**RAW DATA:**
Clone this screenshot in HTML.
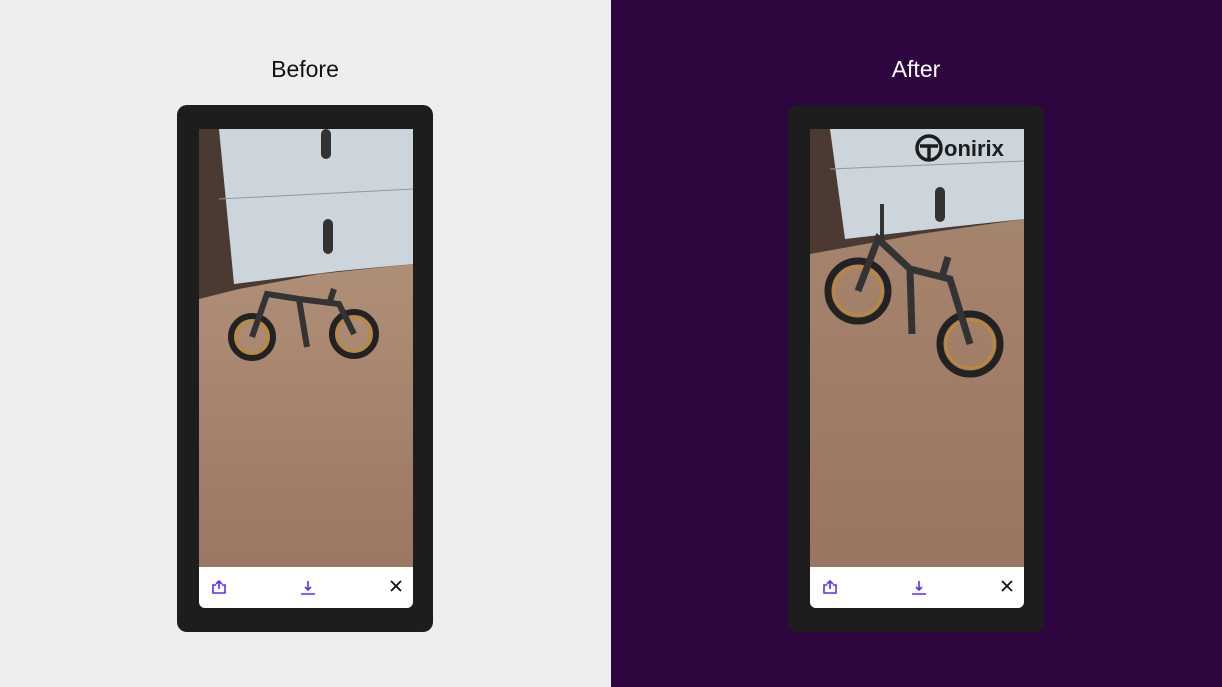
<!DOCTYPE html>
<html><head><meta charset="utf-8"><style>
body{margin:0;width:1222px;height:687px;position:relative;overflow:hidden;font-family:"Liberation Sans",sans-serif}
.l{position:absolute;left:0;top:0;width:611px;height:687px;background:#eeeef0}
.r{position:absolute;left:611px;top:0;width:611px;height:687px;background:#2d0640}
.t{position:absolute;top:56px;font-size:23px;width:200px;text-align:center}
.ph{position:absolute;top:105px;width:256px;height:527px;background:#1d1d1d;border-radius:10px;overflow:hidden}
.scr{position:absolute;top:24px;left:22px;width:214px;height:438px;overflow:hidden}
.bar{position:absolute;top:462px;left:22px;width:214px;height:41px;background:#fff;border-radius:0 0 6px 6px}
.ic{position:absolute;top:12px}
</style></head><body>
<div class="l"></div><div class="r"></div>
<div class="t" style="left:205px;color:#111">Before</div>
<div class="t" style="left:816px;color:#fff">After</div>

<div class="ph" style="left:177px">
 <div class="scr">
  <svg width="214" height="438" viewBox="0 0 214 438">
   <defs><linearGradient id="f" x1="0" y1="0" x2="0" y2="1"><stop offset="0" stop-color="#b8997f"/><stop offset="1" stop-color="#9c7764"/></linearGradient></defs>
   <rect width="214" height="438" fill="url(#f)"/>
   <polygon points="0,0 214,0 214,135 120,145 40,160 0,170" fill="#4a3a32"/>
   <polygon points="20,0 214,0 214,135 140,142 35,155" fill="#ccd5dc"/>
   <line x1="20" y1="70" x2="214" y2="60" stroke="#8d98a2"/>
   <rect x="122" y="0" width="10" height="30" rx="5" fill="#333"/>
   <rect x="124" y="90" width="10" height="35" rx="5" fill="#333"/>
   <g fill="none" stroke="#222" stroke-width="6"><circle cx="53" cy="208" r="21"/><circle cx="155" cy="205" r="22"/></g>
   <g fill="none" stroke="#c08a2a" stroke-width="2"><circle cx="53" cy="208" r="16"/><circle cx="155" cy="205" r="17"/></g>
   <path d="M53 208 L68 165 L100 170 L140 175 L155 205 M100 170 L108 218 M130 175 L135 160" stroke="#333" stroke-width="6" fill="none"/>
  </svg>
 </div>
 <div class="bar">
  <svg class="ic" style="left:12px" width="16" height="16" viewBox="0 0 16 16" fill="none" stroke="#5a2cff" stroke-width="1.6"><path d="M5 6H2v8h12V6h-3M8 10V2M5 5l3-3 3 3"/></svg>
  <svg class="ic" style="left:101px" width="16" height="16" viewBox="0 0 16 16" fill="none" stroke="#5a2cff" stroke-width="1.6"><path d="M8 2v9M5 8l3 3 3-3M1 15h14"/></svg>
  <svg class="ic" style="left:190px" width="14" height="14" viewBox="0 0 14 14" stroke="#111" stroke-width="1.8"><path d="M2 2l10 10M12 2L2 12"/></svg>
 </div>
</div>

<div class="ph" style="left:788px">
 <div class="scr">
  <svg width="214" height="438" viewBox="0 0 214 438">
   <defs><linearGradient id="g" x1="0" y1="0" x2="0" y2="1"><stop offset="0" stop-color="#a88870"/><stop offset="1" stop-color="#9a7562"/></linearGradient></defs>
   <rect width="214" height="438" fill="url(#g)"/>
   <polygon points="0,0 214,0 214,90 110,105 0,125" fill="#4a3a32"/>
   <polygon points="20,0 214,0 214,90 140,98 35,110" fill="#ccd5dc"/>
   <line x1="20" y1="40" x2="214" y2="32" stroke="#8d98a2"/>
   <rect x="125" y="58" width="10" height="35" rx="5" fill="#333"/>
   <g fill="none" stroke="#222" stroke-width="7"><circle cx="48" cy="162" r="30"/><circle cx="160" cy="215" r="30"/></g>
   <g fill="none" stroke="#c08a2a" stroke-width="2"><circle cx="48" cy="162" r="24"/><circle cx="160" cy="215" r="24"/></g>
   <path d="M48 162 L68 110 L100 140 L140 150 L160 215 M100 140 L102 205 M132 148 L138 128" stroke="#333" stroke-width="7" fill="none"/>
   <path d="M72 115 L72 75" stroke="#333" stroke-width="4"/>
   <circle cx="119" cy="19" r="12" fill="none" stroke="#1d1d1d" stroke-width="3.5"/>
   <path d="M110 17h18M119 17v13" stroke="#1d1d1d" stroke-width="3.5"/>
   <text x="134" y="27" font-family="Liberation Sans" font-weight="bold" font-size="22" fill="#1d1d1d">onirix</text>
  </svg>
 </div>
 <div class="bar">
  <svg class="ic" style="left:12px" width="16" height="16" viewBox="0 0 16 16" fill="none" stroke="#5a2cff" stroke-width="1.6"><path d="M5 6H2v8h12V6h-3M8 10V2M5 5l3-3 3 3"/></svg>
  <svg class="ic" style="left:101px" width="16" height="16" viewBox="0 0 16 16" fill="none" stroke="#5a2cff" stroke-width="1.6"><path d="M8 2v9M5 8l3 3 3-3M1 15h14"/></svg>
  <svg class="ic" style="left:190px" width="14" height="14" viewBox="0 0 14 14" stroke="#111" stroke-width="1.8"><path d="M2 2l10 10M12 2L2 12"/></svg>
 </div>
</div>
</body></html>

**SET EXERCISE:** Give an exact reproduction of every line, leaving out any picture.

**ANSWER IN FULL:**
Clone this screenshot in HTML.
<!DOCTYPE html>
<html><head><meta charset="utf-8"><style>
body{margin:0;width:1222px;height:687px;position:relative;overflow:hidden;font-family:"Liberation Sans",sans-serif}
.l{position:absolute;left:0;top:0;width:611px;height:687px;background:#eeeef0}
.r{position:absolute;left:611px;top:0;width:611px;height:687px;background:#2d0640}
.t{position:absolute;top:56px;font-size:23px;width:200px;text-align:center}
.ph{position:absolute;top:105px;width:256px;height:527px;background:#1d1d1d;border-radius:10px;overflow:hidden}
.scr{position:absolute;top:24px;left:22px;width:214px;height:438px;overflow:hidden}
.bar{position:absolute;top:462px;left:22px;width:214px;height:41px;background:#fff;border-radius:0 0 6px 6px}
.ic{position:absolute;top:12px}
</style></head><body>
<div class="l"></div><div class="r"></div>
<div class="t" style="left:205px;color:#111">Before</div>
<div class="t" style="left:816px;color:#fff">After</div>

<div class="ph" style="left:177px">
 <div class="scr">
  <svg width="214" height="438" viewBox="0 0 214 438">
   <defs><linearGradient id="f" x1="0" y1="0" x2="0" y2="1"><stop offset="0" stop-color="#b8997f"/><stop offset="1" stop-color="#9c7764"/></linearGradient></defs>
   <rect width="214" height="438" fill="url(#f)"/>
   <polygon points="0,0 214,0 214,135 120,145 40,160 0,170" fill="#4a3a32"/>
   <polygon points="20,0 214,0 214,135 140,142 35,155" fill="#ccd5dc"/>
   <line x1="20" y1="70" x2="214" y2="60" stroke="#8d98a2"/>
   <rect x="122" y="0" width="10" height="30" rx="5" fill="#333"/>
   <rect x="124" y="90" width="10" height="35" rx="5" fill="#333"/>
   <g fill="none" stroke="#222" stroke-width="6"><circle cx="53" cy="208" r="21"/><circle cx="155" cy="205" r="22"/></g>
   <g fill="none" stroke="#c08a2a" stroke-width="2"><circle cx="53" cy="208" r="16"/><circle cx="155" cy="205" r="17"/></g>
   <path d="M53 208 L68 165 L100 170 L140 175 L155 205 M100 170 L108 218 M130 175 L135 160" stroke="#333" stroke-width="6" fill="none"/>
  </svg>
 </div>
 <div class="bar">
  <svg class="ic" style="left:12px" width="16" height="16" viewBox="0 0 16 16" fill="none" stroke="#5a2cff" stroke-width="1.6"><path d="M5 6H2v8h12V6h-3M8 10V2M5 5l3-3 3 3"/></svg>
  <svg class="ic" style="left:101px" width="16" height="16" viewBox="0 0 16 16" fill="none" stroke="#5a2cff" stroke-width="1.6"><path d="M8 2v9M5 8l3 3 3-3M1 15h14"/></svg>
  <svg class="ic" style="left:190px" width="14" height="14" viewBox="0 0 14 14" stroke="#111" stroke-width="1.8"><path d="M2 2l10 10M12 2L2 12"/></svg>
 </div>
</div>

<div class="ph" style="left:788px">
 <div class="scr">
  <svg width="214" height="438" viewBox="0 0 214 438">
   <defs><linearGradient id="g" x1="0" y1="0" x2="0" y2="1"><stop offset="0" stop-color="#a88870"/><stop offset="1" stop-color="#9a7562"/></linearGradient></defs>
   <rect width="214" height="438" fill="url(#g)"/>
   <polygon points="0,0 214,0 214,90 110,105 0,125" fill="#4a3a32"/>
   <polygon points="20,0 214,0 214,90 140,98 35,110" fill="#ccd5dc"/>
   <line x1="20" y1="40" x2="214" y2="32" stroke="#8d98a2"/>
   <rect x="125" y="58" width="10" height="35" rx="5" fill="#333"/>
   <g fill="none" stroke="#222" stroke-width="7"><circle cx="48" cy="162" r="30"/><circle cx="160" cy="215" r="30"/></g>
   <g fill="none" stroke="#c08a2a" stroke-width="2"><circle cx="48" cy="162" r="24"/><circle cx="160" cy="215" r="24"/></g>
   <path d="M48 162 L68 110 L100 140 L140 150 L160 215 M100 140 L102 205 M132 148 L138 128" stroke="#333" stroke-width="7" fill="none"/>
   <path d="M72 115 L72 75" stroke="#333" stroke-width="4"/>
   <circle cx="119" cy="19" r="12" fill="none" stroke="#1d1d1d" stroke-width="3.5"/>
   <path d="M110 17h18M119 17v13" stroke="#1d1d1d" stroke-width="3.5"/>
   <text x="134" y="27" font-family="Liberation Sans" font-weight="bold" font-size="22" fill="#1d1d1d">onirix</text>
  </svg>
 </div>
 <div class="bar">
  <svg class="ic" style="left:12px" width="16" height="16" viewBox="0 0 16 16" fill="none" stroke="#5a2cff" stroke-width="1.6"><path d="M5 6H2v8h12V6h-3M8 10V2M5 5l3-3 3 3"/></svg>
  <svg class="ic" style="left:101px" width="16" height="16" viewBox="0 0 16 16" fill="none" stroke="#5a2cff" stroke-width="1.6"><path d="M8 2v9M5 8l3 3 3-3M1 15h14"/></svg>
  <svg class="ic" style="left:190px" width="14" height="14" viewBox="0 0 14 14" stroke="#111" stroke-width="1.8"><path d="M2 2l10 10M12 2L2 12"/></svg>
 </div>
</div>
</body></html>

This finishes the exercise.